Une grande part de leur énergie est donc consacrée à l’innovation et à la recherche de nouvelles procédures, ils ne se reposent pas sur leurs acquis et sont en perpétuelle évolution.
Quels sont alors les prix pratiqués, est-ce accessible pour le particulier de faire une pièce chez un fondeur d’art ?
« Oui, beaucoup de personnes ont cette idée que cela coutera forcément une fortune mais il faut voir le travail effectué pour bien se rendre compte du prix. Même une simple pièce peut nécessiter plusieurs heures de travail pour un seul fondeur ».

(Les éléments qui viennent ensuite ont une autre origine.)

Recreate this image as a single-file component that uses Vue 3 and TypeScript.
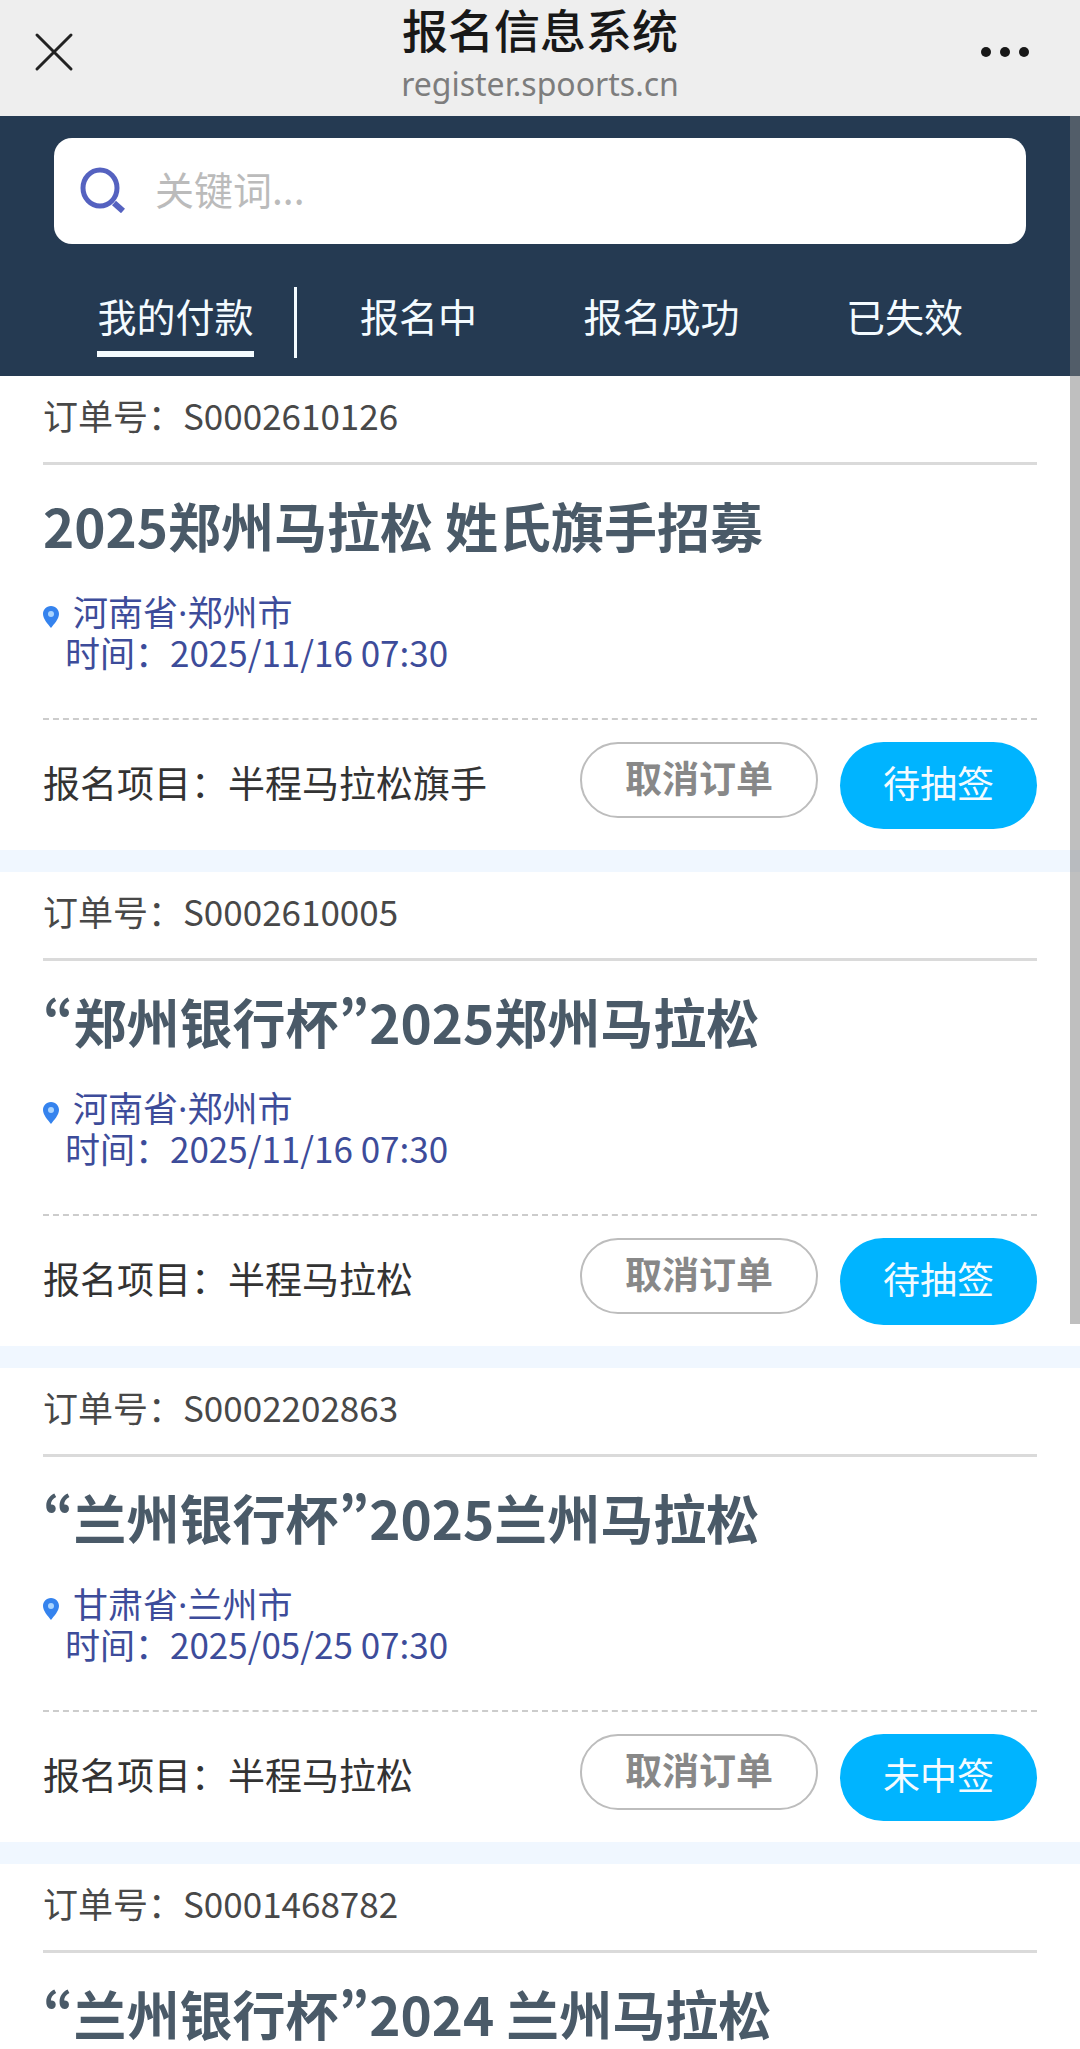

« Un porte-revues approche les 150 euros. Si on compare avec un magasin de décoration ce n’est pas beaucoup plus cher pour une telle pièce signée et numérotée ».
Avez-vous des projets d’agrandissement de votre atelier pour répondre à la demande ?
« C’est dans les tuyaux ! » nous dit-il en souriant, « on aimerait passer à un effectif de 4-5 personnes pour 2020. On a besoin de gens avec une grande sensibilité envers la fonderie, des profils atypiques ou des personnes qu’on pourra former avec une petite expérience et une capacité d’adaptation ».
Pour conclure notre interview nous demandons à Valentin Biville quelle est sa vision de l’artisanat face à l’industrie. Il nous répond en ces quelques mots : « On a une carte à jouer, on peut répondre à toute demande et rapidement ».
C’est avec un grand plaisir que nous avons rencontré Valentin Biville qui nous a donné de son temps pour répondre à nos questions et nous faire découvrir son univers.
N’hésitez pas à les rencontrer lors la Fête de la science dans le cadre de l’événement « Visitons l’artisanat » qui aura lieu du 8 au 13 octobre 2018.